Prove or disprove inequality with 3 variables

Question

I was trying to solve the inequality $$a-\sqrt[3]{a^3-c\cdot a^2}<b-\sqrt[3]{b^3-c\cdot b^2}$$ where $a>b>0$ and $c>0$. I managed to pack the part inside the cube root: $$a-\sqrt[3]{a^2(a-c)}<b-\sqrt[3]{b^2(b-c)}$$ but I'm stuck after that.

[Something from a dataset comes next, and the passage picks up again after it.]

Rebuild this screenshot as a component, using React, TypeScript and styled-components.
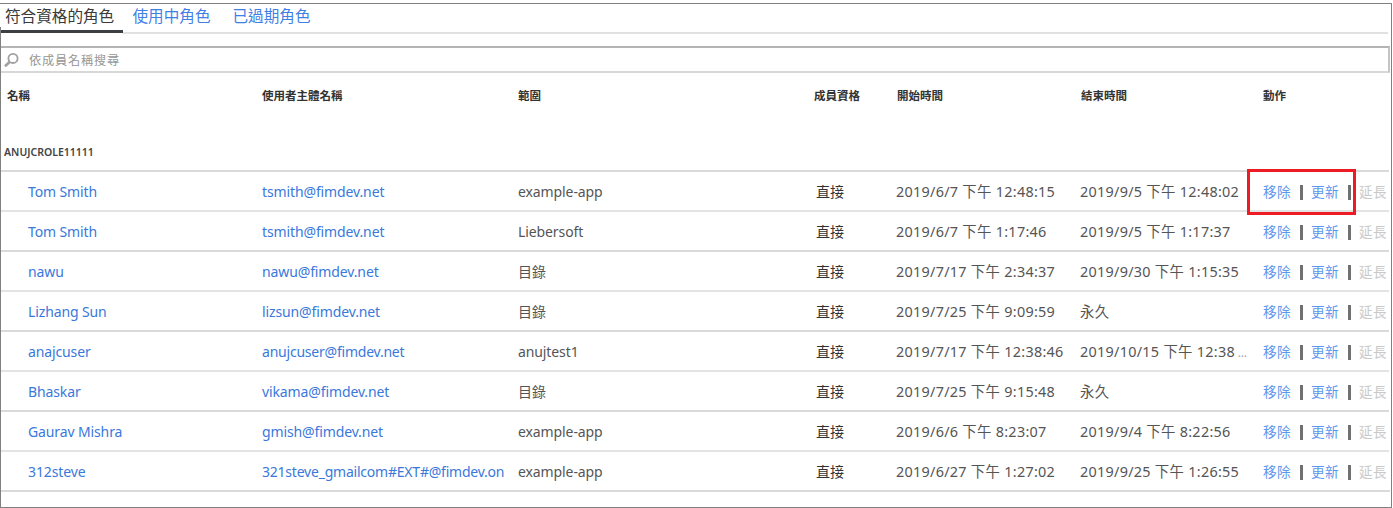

Can anybody help prove/disprove the inequality?

Answer 1

We need to solve $$\sqrt[3]{a^2(a-c)}-\sqrt[3]{b^2(b-c)}-(a-b)>0$$ or since $$a^2(a-c)=-b^2(b-c)=-(a-b)^3$$ gives $$\frac{a^2b^2}{a^2+b^2}+(a-b)^2=0,$$ which is impossible, we need to solve $$a^2(a-c)-b^2(b-c)-(a-b)^3-3(a-b)\sqrt[3]{a^2b^2(a-c)(b-c)}>0$$ or $$3ab-ac-bc>3\sqrt[3]{a^2b^2(a-c)(b-c)}$$ or $$c<\frac{9ab(a^2-ab+b^2)}{(a+b)^3}.$$ By the way, if you need to prove this inequality then it's wrong for $c\geq\frac{9ab(a^2-ab+b^2)}{(a+b)^3}.$

Answer 2

For fixed $c > 0$, the function $f(x) = x-\sqrt[3]{x^3-c x^2}$ satisfies

• $f(0) = 0$,
• $f(c) = c$,
• $\lim_{x \to \infty} f(x) = \frac c3$,

therefore $f$ is not monotonic on $(0, \infty)$.